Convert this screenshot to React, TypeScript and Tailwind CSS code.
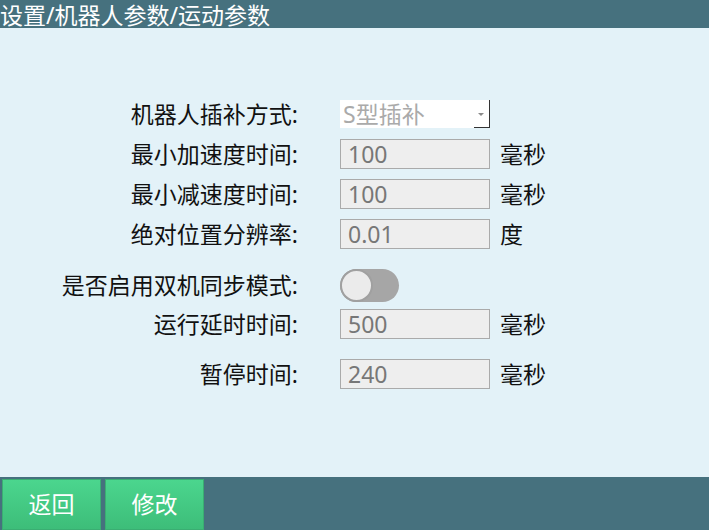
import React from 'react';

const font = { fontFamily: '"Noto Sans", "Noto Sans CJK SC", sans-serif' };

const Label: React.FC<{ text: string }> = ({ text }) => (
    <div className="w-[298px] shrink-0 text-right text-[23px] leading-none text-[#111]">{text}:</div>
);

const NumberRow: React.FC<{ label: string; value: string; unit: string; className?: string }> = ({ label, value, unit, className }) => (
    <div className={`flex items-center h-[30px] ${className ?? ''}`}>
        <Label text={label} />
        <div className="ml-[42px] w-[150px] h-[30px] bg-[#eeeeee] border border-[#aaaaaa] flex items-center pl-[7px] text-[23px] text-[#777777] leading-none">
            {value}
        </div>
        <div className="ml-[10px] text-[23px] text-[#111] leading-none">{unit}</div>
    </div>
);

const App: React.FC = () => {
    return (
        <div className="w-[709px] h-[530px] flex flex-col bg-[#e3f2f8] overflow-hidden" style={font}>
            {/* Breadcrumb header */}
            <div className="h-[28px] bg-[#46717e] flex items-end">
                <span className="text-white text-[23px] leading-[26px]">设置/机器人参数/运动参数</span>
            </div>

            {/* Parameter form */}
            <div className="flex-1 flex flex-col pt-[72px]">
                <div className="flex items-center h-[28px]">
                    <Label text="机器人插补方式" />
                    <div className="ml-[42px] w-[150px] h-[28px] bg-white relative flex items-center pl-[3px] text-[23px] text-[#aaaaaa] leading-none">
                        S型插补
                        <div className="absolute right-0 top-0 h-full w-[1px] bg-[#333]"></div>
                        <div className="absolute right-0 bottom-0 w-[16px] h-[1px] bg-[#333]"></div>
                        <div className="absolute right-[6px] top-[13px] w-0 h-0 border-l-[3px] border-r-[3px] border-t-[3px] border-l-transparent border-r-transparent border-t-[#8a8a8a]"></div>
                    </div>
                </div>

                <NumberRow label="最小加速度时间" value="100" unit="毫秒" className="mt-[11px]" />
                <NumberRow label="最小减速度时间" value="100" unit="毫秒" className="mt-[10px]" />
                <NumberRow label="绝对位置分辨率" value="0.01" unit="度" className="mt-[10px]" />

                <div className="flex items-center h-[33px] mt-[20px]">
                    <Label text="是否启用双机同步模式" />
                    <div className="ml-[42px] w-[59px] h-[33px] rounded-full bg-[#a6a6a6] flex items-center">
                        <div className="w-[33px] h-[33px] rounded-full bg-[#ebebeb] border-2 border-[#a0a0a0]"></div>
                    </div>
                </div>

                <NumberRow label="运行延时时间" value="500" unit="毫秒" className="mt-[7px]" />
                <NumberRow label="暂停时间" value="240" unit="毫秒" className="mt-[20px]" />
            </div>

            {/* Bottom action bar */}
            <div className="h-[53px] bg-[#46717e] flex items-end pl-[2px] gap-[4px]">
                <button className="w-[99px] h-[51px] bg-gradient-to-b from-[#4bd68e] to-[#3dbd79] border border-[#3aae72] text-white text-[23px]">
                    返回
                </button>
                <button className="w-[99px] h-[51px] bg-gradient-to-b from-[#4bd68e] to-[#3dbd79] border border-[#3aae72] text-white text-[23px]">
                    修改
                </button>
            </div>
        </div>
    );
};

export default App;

------------

### WHAT IS REQUIRED
Output each line exactly; omit every picture.

### THE COMPLETED TASK
Convert this screenshot to React, TypeScript and Tailwind CSS code.
import React from 'react';

const font = { fontFamily: '"Noto Sans", "Noto Sans CJK SC", sans-serif' };

const Label: React.FC<{ text: string }> = ({ text }) => (
    <div className="w-[298px] shrink-0 text-right text-[23px] leading-none text-[#111]">{text}:</div>
);

const NumberRow: React.FC<{ label: string; value: string; unit: string; className?: string }> = ({ label, value, unit, className }) => (
    <div className={`flex items-center h-[30px] ${className ?? ''}`}>
        <Label text={label} />
        <div className="ml-[42px] w-[150px] h-[30px] bg-[#eeeeee] border border-[#aaaaaa] flex items-center pl-[7px] text-[23px] text-[#777777] leading-none">
            {value}
        </div>
        <div className="ml-[10px] text-[23px] text-[#111] leading-none">{unit}</div>
    </div>
);

const App: React.FC = () => {
    return (
        <div className="w-[709px] h-[530px] flex flex-col bg-[#e3f2f8] overflow-hidden" style={font}>
            {/* Breadcrumb header */}
            <div className="h-[28px] bg-[#46717e] flex items-end">
                <span className="text-white text-[23px] leading-[26px]">设置/机器人参数/运动参数</span>
            </div>

            {/* Parameter form */}
            <div className="flex-1 flex flex-col pt-[72px]">
                <div className="flex items-center h-[28px]">
                    <Label text="机器人插补方式" />
                    <div className="ml-[42px] w-[150px] h-[28px] bg-white relative flex items-center pl-[3px] text-[23px] text-[#aaaaaa] leading-none">
                        S型插补
                        <div className="absolute right-0 top-0 h-full w-[1px] bg-[#333]"></div>
                        <div className="absolute right-0 bottom-0 w-[16px] h-[1px] bg-[#333]"></div>
                        <div className="absolute right-[6px] top-[13px] w-0 h-0 border-l-[3px] border-r-[3px] border-t-[3px] border-l-transparent border-r-transparent border-t-[#8a8a8a]"></div>
                    </div>
                </div>

                <NumberRow label="最小加速度时间" value="100" unit="毫秒" className="mt-[11px]" />
                <NumberRow label="最小减速度时间" value="100" unit="毫秒" className="mt-[10px]" />
                <NumberRow label="绝对位置分辨率" value="0.01" unit="度" className="mt-[10px]" />

                <div className="flex items-center h-[33px] mt-[20px]">
                    <Label text="是否启用双机同步模式" />
                    <div className="ml-[42px] w-[59px] h-[33px] rounded-full bg-[#a6a6a6] flex items-center">
                        <div className="w-[33px] h-[33px] rounded-full bg-[#ebebeb] border-2 border-[#a0a0a0]"></div>
                    </div>
                </div>

                <NumberRow label="运行延时时间" value="500" unit="毫秒" className="mt-[7px]" />
                <NumberRow label="暂停时间" value="240" unit="毫秒" className="mt-[20px]" />
            </div>

            {/* Bottom action bar */}
            <div className="h-[53px] bg-[#46717e] flex items-end pl-[2px] gap-[4px]">
                <button className="w-[99px] h-[51px] bg-gradient-to-b from-[#4bd68e] to-[#3dbd79] border border-[#3aae72] text-white text-[23px]">
                    返回
                </button>
                <button className="w-[99px] h-[51px] bg-gradient-to-b from-[#4bd68e] to-[#3dbd79] border border-[#3aae72] text-white text-[23px]">
                    修改
                </button>
            </div>
        </div>
    );
};

export default App;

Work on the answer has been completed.